When enable_backfill is true:

  • On pipeline creation, Viam processes historical time windows backward from the creation time to the earliest available data.
  • When data syncs with a delay (machine was offline), the pipeline automatically reruns affected time windows to include the late-arriving data.
  • Backfill processes in batches of up to 10 concurrent time windows with a 2-minute delay between batches.
  • For standard data source, backfill may provision an Atlas Data Federation instance for faster historical queries.
  • Backfill results replace any existing results for the same time window.

When enable_backfill is false:

  • Each time window is processed exactly once.
  • Late-arriving data is not incorporated into past summaries.

Backfill does not apply to windows missed while a pipeline was disabled. If you disable a pipeline for 3 hours and re-enable it, those 3 hours are not backfilled.

Pipeline sink

Each pipeline stores its output in a dedicated sink collection named sink-<pipeline-id>. Each result document includes metadata:

{
  "_viam_pipeline_run": {
    "id": "run-id",
    "interval": {
      "start": "2025-03-15T14:00:00.000Z",
      "end": "2025-03-15T15:00:00.000Z"
    },
    "organization_id": "org-id"
  },
  "location": "warehouse-a",
  "avg_temp": 23.5,
  "count": 3600
}

The _viam_pipeline_run field is added automatically. Your pipeline’s $project output fields appear alongside it.

To query the sink, use data source type pipeline_sink with the pipeline’s ID. See Query pipeline results.

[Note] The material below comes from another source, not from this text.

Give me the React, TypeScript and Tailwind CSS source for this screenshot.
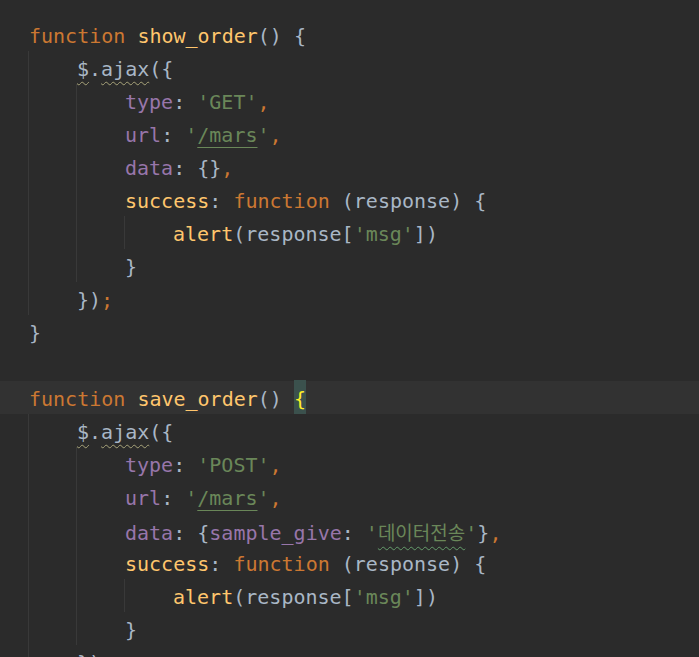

Deleting a pipeline deletes the sink collection and all its data. Export results before deleting if you need to preserve them.

Execution limits

LimitValue
Maximum output documents per run10,000
MQL execution timeout5 minutes
Execution start delay2 minutes after scheduled time
Hung run detection2x execution timeout (currently 10 minutes) in STARTED state
Backfill batch size10 concurrent time windows
Backfill throttle2-minute delay between batches

Permissions

Only organization owners can create, modify, and delete data pipelines. Query access to pipeline results follows the same permissions as other data queries. See Permissions.